Commutativity Analysis: A New Analysis Technique for Parallelizing Compilers

Authors
Rinard, MC; Diniz, PC;

Publication
ACM Transactions on Programming Languages and Systems

Abstract
This article presents a new analysis technique, commutativity analysis, for automatically parallelizing computations that manipulate dynamic, pointer-based data structures. Commutativity analysis views the computation as composed of operations on objects. It then analyzes the program at this granularity to discover when operations commute (i.e., generate the same final result regardless of the order in which they execute). If all of the operations required to perform a given computation commute, the compiler can automatically generate parallel code. We have implemented a prototype compilation system that uses commutativity analysis as its primary analysis technique We have used this system to automatically parallelize three complete scientific computations: the Barnes-Hut N-body solver, the Water liquid simulation code, and the String seismic simulation code. This article presents performance results for the generated parallel code running on the Stanford DASH machine.

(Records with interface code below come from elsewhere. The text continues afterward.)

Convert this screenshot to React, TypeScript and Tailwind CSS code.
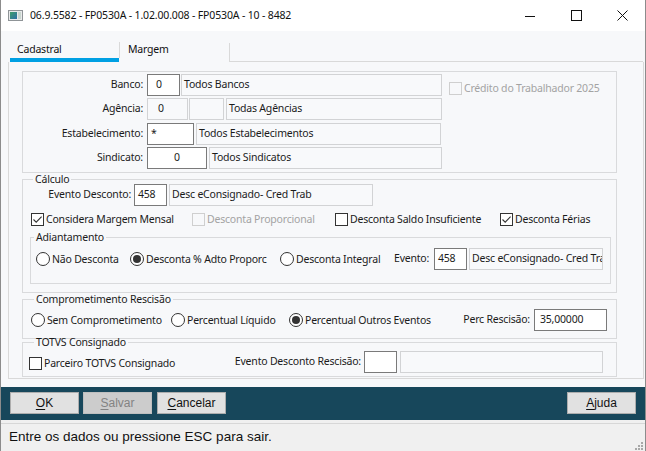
import React from 'react';

const textBase = "font-['Noto_Sans',sans-serif] text-[10.5px] tracking-[-0.2px] text-[#1b1b1b]";

interface CheckProps {
  label: string;
  checked?: boolean;
  disabled?: boolean;
  className?: string;
}

const Check = ({ label, checked, disabled, className = '' }: CheckProps) => (
  <div className={`flex h-[16px] items-center whitespace-nowrap ${className}`}>
    <span
      className={`flex h-[13px] w-[13px] shrink-0 items-center justify-center border ${
        disabled ? 'border-[#cfcfcf] bg-[#f7f8fa]' : 'border-[#333333] bg-white'
      }`}
    >
      {checked && (
        <svg width="11" height="11" viewBox="0 0 11 11">
          <path d="M1.5 5.5 L4.2 8.2 L9.6 2.6" fill="none" stroke="#333333" strokeWidth="1.1" />
        </svg>
      )}
    </span>
    <span className={`ml-[2px] leading-[16px] ${disabled ? 'text-[#a3a3a3]' : ''}`}>{label}</span>
  </div>
);

const Radio = ({ label, selected, className = '' }: { label: string; selected?: boolean; className?: string }) => (
  <div className={`flex h-[16px] items-center whitespace-nowrap ${className}`}>
    <span className="flex h-[14px] w-[14px] shrink-0 items-center justify-center rounded-full border border-[#333333] bg-white">
      {selected && <span className="h-[8px] w-[8px] rounded-full bg-[#333333]" />}
    </span>
    <span className="ml-[2px] leading-[16px]">{label}</span>
  </div>
);

// editable field: white with dark border
const Field = ({ value = '', className = '' }: { value?: string; className?: string }) => (
  <div
    className={`flex h-[22px] shrink-0 items-center overflow-hidden whitespace-nowrap border border-[#7a7a7a] bg-white ${className}`}
  >
    {value}
  </div>
);

// read only description box
const Ro = ({ value = '', className = '' }: { value?: string; className?: string }) => (
  <div
    className={`flex h-[22px] shrink-0 items-center overflow-hidden whitespace-nowrap border border-[#d2d3d5] bg-[#f8f9fb] ${className}`}
  >
    {value}
  </div>
);

const Label = ({ children, className = '' }: { children: React.ReactNode; className?: string }) => (
  <div className={`shrink-0 whitespace-nowrap ${className}`}>{children}</div>
);

const Btn = ({ hot, rest, disabled, className = '' }: { hot: string; rest: string; disabled?: boolean; className?: string }) => (
  <div
    className={`flex h-[22px] w-[69px] items-center justify-center border font-['Liberation_Sans',sans-serif] text-[12px] ${
      disabled
        ? 'border-[#bfbfbf] bg-[#cccccc] text-[#838383]'
        : 'border-[#adadad] bg-[#e1e1e1] text-[#111111]'
    } ${className}`}
  >
    <span className="underline underline-offset-2">{hot}</span>
    {rest}
  </div>
);

const TitleBar = () => (
  <div className="flex h-[31px] items-center bg-white">
    <svg className="ml-[7px]" width="15" height="11" viewBox="0 0 15 11">
      <rect x="0.5" y="0.5" width="14" height="10" fill="#e9eaeb" stroke="#8f9497" />
      <defs>
        <linearGradient id="ico" x1="0" y1="0" x2="1" y2="1">
          <stop offset="0" stopColor="#3f9e6b" />
          <stop offset="1" stopColor="#2f6fa8" />
        </linearGradient>
      </defs>
      <rect x="2" y="2" width="7" height="7" fill="url(#ico)" />
      <rect x="10" y="2" width="3" height="7" fill="#c9d6cf" />
    </svg>
    <span className="ml-[7px] font-['Noto_Sans',sans-serif] text-[10.5px] tracking-[-0.15px] text-[#111111]">
      06.9.5582 - FP0530A - 1.02.00.008 - FP0530A - 10 - 8482
    </span>
    <div className="ml-auto flex h-full">
      <div className="flex w-[46px] items-center justify-center">
        <svg width="10" height="10" viewBox="0 0 10 10">
          <path d="M0 5.5 H10" stroke="#111" strokeWidth="1" />
        </svg>
      </div>
      <div className="flex w-[46px] items-center justify-center">
        <svg width="11" height="11" viewBox="0 0 11 11">
          <rect x="0.5" y="0.5" width="10" height="10" fill="none" stroke="#111" strokeWidth="1" />
        </svg>
      </div>
      <div className="flex w-[46px] items-center justify-center">
        <svg width="11" height="11" viewBox="0 0 11 11">
          <path d="M0.5 0.5 L10.5 10.5 M10.5 0.5 L0.5 10.5" stroke="#111" strokeWidth="1" />
        </svg>
      </div>
    </div>
  </div>
);

const Tabs = () => (
  <div className={`flex h-[31px] pl-[9px] pr-[2px] ${textBase}`}>
    <div className="flex w-[109px] flex-col">
      <span className="pl-[7px] pt-[10px] leading-[16px] text-[#111111]">Cadastral</span>
      <span className="mt-auto h-[4px] bg-[#00a0e3]" />
    </div>
    <div className="mt-[11px] h-[16px] w-px bg-[#d9d9d9]" />
    <div className="flex w-[109px] flex-col">
      <span className="pl-[8px] pt-[10px] leading-[16px] text-[#111111]">Margem</span>
    </div>
    <div className="mt-[12px] h-[19px] w-px bg-[#d9d9d9]" />
    <div className="flex-1 border-b border-[#d9d9d9]" />
  </div>
);

export default function App() {
  return (
    <div className="flex h-[451px] w-[646px] flex-col overflow-hidden border-x border-[#8c8c8c] bg-[#f7f8fa]">
      <TitleBar />
      <Tabs />

      <div className={`ml-[7px] mr-[1px] flex h-[317px] flex-col border-x border-b border-[#d9d9d9] pl-[13px] pt-[9px] ${textBase}`}>
        {/* cadastro */}
        <fieldset className="h-[102px] w-[595px] border border-[#d9dadc] pt-[2px]">
          <div className="flex">
            <div className="flex w-[419px] flex-col">
              <div className="flex h-[22px] items-center">
                <Label className="w-[124px] pr-[4px] text-right">Banco:</Label>
                <Field value="0" className="w-[33px] pl-[8px]" />
                <Ro value="Todos Bancos" className="ml-[1px] w-[261px] pl-[2px]" />
              </div>
              <div className="mt-[2px] flex h-[22px] items-center">
                <Label className="w-[124px] pr-[4px] text-right">Agência:</Label>
                <Ro value="0" className="w-[41px] pl-[10px]" />
                <Ro className="ml-[1px] w-[35px]" />
                <Ro value="Todas Agências" className="ml-[2px] w-[216px] pl-[2px]" />
              </div>
              <div className="mt-[3px] flex h-[22px] items-center">
                <Label className="w-[124px] pr-[4px] text-right">Estabelecimento:</Label>
                <Field value="*" className="w-[47px] pl-[3px]" />
                <Ro value="Todos Estabelecimentos" className="ml-[2px] w-[245px] pl-[2px]" />
              </div>
              <div className="mt-[2px] flex h-[22px] items-center">
                <Label className="w-[124px] pr-[4px] text-right">Sindicato:</Label>
                <Field value="0" className="w-[60px] justify-center" />
                <Ro value="Todos Sindicatos" className="ml-[2px] w-[233px] pl-[2px]" />
              </div>
            </div>
            <Check label="Crédito do Trabalhador 2025" disabled className="ml-[7px] mt-[6px]" />
          </div>
        </fieldset>

        {/* calculo */}
        <fieldset className="h-[120px] w-[595px] border border-[#d9dadc]">
          <legend className="ml-[10px] px-[2px] leading-[13px]">Cálculo</legend>
          <div className="-mt-[2px] flex h-[22px] items-center">
            <Label className="w-[108px] text-right">Evento Desconto:</Label>
            <Field value="458" className="ml-[3px] w-[33px] pl-[3px]" />
            <Ro value="Desc eConsignado- Cred Trab" className="ml-[2px] h-[21px] w-[204px] pl-[2px]" />
          </div>
          <div className="mt-[5px] flex pl-[8px]">
            <Check label="Considera Margem Mensal" checked className="w-[161px]" />
            <Check label="Desconta Proporcional" disabled className="w-[143px]" />
            <Check label="Desconta Saldo Insuficiente" className="w-[165px]" />
            <Check label="Desconta Férias" checked />
          </div>
          <fieldset className="ml-[7px] mt-[4px] h-[53px] w-[581px] border border-[#d9dadc]">
            <legend className="ml-[3px] px-[2px] leading-[13px]">Adiantamento</legend>
            <div className="mt-[4px] flex h-[22px] items-center pl-[5px]">
              <Radio label="Não Desconta" className="w-[94px]" />
              <Radio label="Desconta % Adto Proporc" selected className="w-[150px]" />
              <Radio label="Desconta Integral" className="w-[114px]" />
              <Label className="w-[36px]">Evento:</Label>
              <Field value="458" className="ml-[4px] w-[33px] pl-[3px]" />
              <Ro value="Desc eConsignado- Cred Trab" className="ml-[2px] w-[134px] pl-[2px]" />
            </div>
          </fieldset>
        </fieldset>

        {/* comprometimento */}
        <fieldset className="h-[46px] w-[595px] border border-[#d9dadc]">
          <legend className="ml-[11px] px-[2px] leading-[13px]">Comprometimento Rescisão</legend>
          <div className="mt-[3px] flex h-[21px] items-center pl-[8px] pr-[9px]">
            <Radio label="Sem Comprometimento" className="w-[140px]" />
            <Radio label="Percentual Líquido" className="w-[118px]" />
            <Radio label="Percentual Outros Eventos" selected />
            <Label className="ml-auto">Perc Rescisão:</Label>
            <Field value="35,00000" className="ml-[4px] h-[21px] w-[73px] pl-[5px]" />
          </div>
        </fieldset>

        {/* totvs consignado */}
        <fieldset className="-mt-[3px] h-[41px] w-[595px] border border-[#d9dadc]">
          <legend className="ml-[11px] px-[2px] leading-[13px]">TOTVS Consignado</legend>
          <div className="mt-[2px] flex h-[21px] items-center pl-[6px]">
            <Check label="Parceiro TOTVS Consignado" className="mt-[3px] w-[201px]" />
            <Label className="w-[131px] text-right">Evento Desconto Rescisão:</Label>
            <Field className="ml-[3px] h-[21px] w-[33px]" />
            <Ro className="ml-[3px] h-[21px] w-[203px]" />
          </div>
        </fieldset>
      </div>

      <div className="h-[8px]" />

      <div className="flex h-[33px] items-start bg-[#17475b] pl-[9px] pr-[9px] pt-[5px]">
        <Btn hot="O" rest="K" className="w-[68px]" />
        <Btn hot="S" rest="alvar" disabled className="ml-[4px]" />
        <Btn hot="C" rest="ancelar" className="ml-[5px]" />
        <Btn hot="A" rest="juda" className="ml-auto" />
      </div>

      <div className="h-[3px] bg-[#f0f0f0]" />
      <div className="flex flex-1 items-center border-t border-[#d7d7d7] bg-[#f0f0f0] pl-[8px]">
        <span className="font-['Liberation_Sans',sans-serif] text-[13.5px] text-[#111111]">
          Entre os dados ou pressione ESC para sair.
        </span>
        <svg className="mb-[1px] ml-auto mr-[2px] self-end" width="10" height="10" viewBox="0 0 10 10">
          <g fill="#a8a8a8">
            <rect x="8" y="2" width="2" height="2" />
            <rect x="5" y="5" width="2" height="2" />
            <rect x="8" y="5" width="2" height="2" />
            <rect x="2" y="8" width="2" height="2" />
            <rect x="5" y="8" width="2" height="2" />
            <rect x="8" y="8" width="2" height="2" />
          </g>
        </svg>
      </div>
    </div>
  );
}
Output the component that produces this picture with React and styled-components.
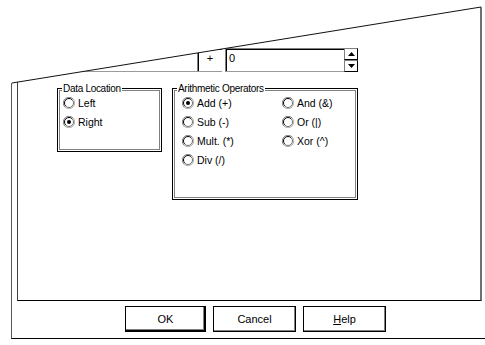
import styled, { createGlobalStyle } from 'styled-components';

const GlobalStyle = createGlobalStyle`
    body{
        margin: 0;
        background: #fff;
        font-family: "Liberation Sans", Arial, sans-serif;
        font-size: 11px;
        color: #000;
    }
`;

const locations = [
    { label: 'Left', checked: false },
    { label: 'Right', checked: true },
];

const operators = [
    { label: 'Add (+)', checked: true },
    { label: 'And (&)' },
    { label: 'Sub (-)' },
    { label: 'Or (|)' },
    { label: 'Mult. (*)' },
    { label: 'Xor (^)' },
    { label: 'Div (/)' },
];

const RadioMark = ({ checked }) => (
    <svg width="12" height="12" viewBox="0 0 12 12">
        <path d="M1.9 10.1 A5.8 5.8 0 0 1 10.1 1.9" fill="none" stroke="#808080" strokeWidth="1" />
        <path d="M10.1 1.9 A5.8 5.8 0 0 1 1.9 10.1" fill="none" stroke="#b0b0b0" strokeWidth="1" />
        <path d="M2.8 9.2 A4.5 4.5 0 0 1 9.2 2.8" fill="none" stroke="#000" strokeWidth="1" />
        <path d="M9.2 2.8 A4.5 4.5 0 0 1 2.8 9.2" fill="none" stroke="#707070" strokeWidth="1" />
        {checked && <circle cx="6" cy="6" r="2" fill="#000" />}
    </svg>
);

const Radio = ({ label, checked }) => (
    <RadioRow>
        <RadioMark checked={checked} />
        <span>{label}</span>
    </RadioRow>
);

const App = () => {
    return (
        <>
            <GlobalStyle />
            <Page>
                <Outer>
                    <Inner>
                        <FieldRow>
                            <Field $width={167} />
                            <Field $width={25} $center>+</Field>
                            <Field $width={119} $gap={3}>0</Field>
                            <Spinner>
                                <SpinButton>
                                    <svg width="7" height="4" viewBox="0 0 7 4"><polygon points="0,4 7,4 3.5,0" fill="#000" /></svg>
                                </SpinButton>
                                <SpinButton>
                                    <svg width="7" height="4" viewBox="0 0 7 4"><polygon points="0,0 7,0 3.5,4" fill="#000" /></svg>
                                </SpinButton>
                            </Spinner>
                        </FieldRow>

                        <GroupsRow>
                            <Group $width={105} $height={64} $padLeft={5}>
                                <Legend>Data Location</Legend>
                                {locations.map((item) => (
                                    <Radio key={item.label} {...item} />
                                ))}
                            </Group>
                            <Group $width={186} $height={112} $padLeft={9}>
                                <Legend>Arithmetic Operators</Legend>
                                <RadioGrid>
                                    {operators.map((item) => (
                                        <Radio key={item.label} {...item} />
                                    ))}
                                </RadioGrid>
                            </Group>
                        </GroupsRow>
                    </Inner>

                    <ButtonRow>
                        <Button $width={81} $default>OK</Button>
                        <Button $width={83}>Cancel</Button>
                        <Button $width={83}><u>H</u>elp</Button>
                    </ButtonRow>
                </Outer>

                <Cut width="485" height="345" viewBox="0 0 485 345">
                    <polygon points="0,0 485,0 485,6.4 12,83 0,83" fill="#fff" />
                    <line x1="12" y1="83" x2="481" y2="7" stroke="#111" strokeWidth="1" />
                </Cut>
            </Page>
        </>
    );
};

const Page = styled.div`
    position: relative;
    width: 485px;
    height: 345px;
    overflow: hidden;
    background: #fff;
`;

const Outer = styled.div`
    box-sizing: border-box;
    width: 480px;
    height: 339px;
    margin-left: 11px;
    padding-left: 5px;
    border-left: 1px solid #555;
    border-bottom: 1px solid #000;
    display: flex;
    flex-direction: column;
`;

const Inner = styled.div`
    box-sizing: border-box;
    width: 465px;
    height: 301px;
    padding-top: 48px;
    border-left: 1px solid #404040;
    border-right: 2px solid #707070;
    border-bottom: 1px solid #000;
    display: flex;
    flex-direction: column;
`;

const FieldRow = styled.div`
    display: flex;
    height: 24px;
    margin-left: 12px;
`;

const Field = styled.div`
    box-sizing: border-box;
    width: ${(p) => p.$width}px;
    margin-left: ${(p) => p.$gap || 0}px;
    border-top: 1px solid #808080;
    border-left: 1px solid #808080;
    border-bottom: 1px solid #9a9a9a;
    box-shadow: inset 1px 1px 0 #000;
    padding: 2px 0 0 3px;
    line-height: 14px;
    text-align: ${(p) => (p.$center ? 'center' : 'left')};
    ${(p) => p.$center && 'padding-left: 0;'}
`;

const Spinner = styled.div`
    width: 14px;
    display: flex;
    flex-direction: column;
`;

const SpinButton = styled.div`
    box-sizing: border-box;
    flex: 1;
    display: flex;
    align-items: center;
    justify-content: center;
    border-top: 1px solid #808080;
    border-left: 1px solid #808080;
    border-right: 1px solid #000;
    border-bottom: 1px solid #000;
`;

const GroupsRow = styled.div`
    display: flex;
    align-items: flex-start;
    gap: 10px;
    margin-top: 16px;
    margin-left: 39px;
`;

const Group = styled.div`
    position: relative;
    box-sizing: border-box;
    width: ${(p) => p.$width}px;
    height: ${(p) => p.$height}px;
    padding: 4px 0 0 ${(p) => p.$padLeft}px;
    border: 1px solid #000;
    box-shadow: inset 0 0 0 1px #fff, inset 0 0 0 2px #808080;
`;

const Legend = styled.span`
    position: absolute;
    top: -6px;
    left: 4px;
    padding: 0 1px;
    background: #fff;
    font-size: 10px;
    letter-spacing: -0.3px;
    line-height: 12px;
`;

const RadioGrid = styled.div`
    display: grid;
    grid-template-columns: 100px auto;
`;

const RadioRow = styled.div`
    display: flex;
    align-items: center;
    gap: 3px;
    height: 19px;
    font-size: 10.5px;
`;

const ButtonRow = styled.div`
    display: flex;
    gap: 7px;
    margin-top: 5px;
    margin-left: 108px;
`;

const Button = styled.div`
    box-sizing: border-box;
    width: ${(p) => p.$width}px;
    height: 26px;
    display: flex;
    align-items: center;
    justify-content: center;
    border: 1px solid #000;
    box-shadow: ${(p) => (p.$default
        ? 'inset -1px -1px 0 #000, inset -2px -2px 0 #808080'
        : 'inset -1px -1px 0 #808080')};
`;

const Cut = styled.svg`
    position: absolute;
    top: 0;
    left: 0;
    pointer-events: none;
`;

export default App;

These results provide encouraging evidence that commutativity analysis can serve as the basis for a successful parallelizing compiler.

1997

Synchronization transformations for parallel computing

Authors
Diniz, P; Rinard, M;

Publication
Conference Record of the Annual ACM Symposium on Principles of Programming Languages

Abstract
As parallel machines become part of the mainstream computing environment, compilers will need to apply synchronization optimizations to deliver efficient parallel software. A new framework for synchronization optimizations and a new set of transformations for programs that implement critical sections using mutual exclusion locks are described. Also introduced is a new synchronization algorithm, lock elimination, for reducing synchronization overhead.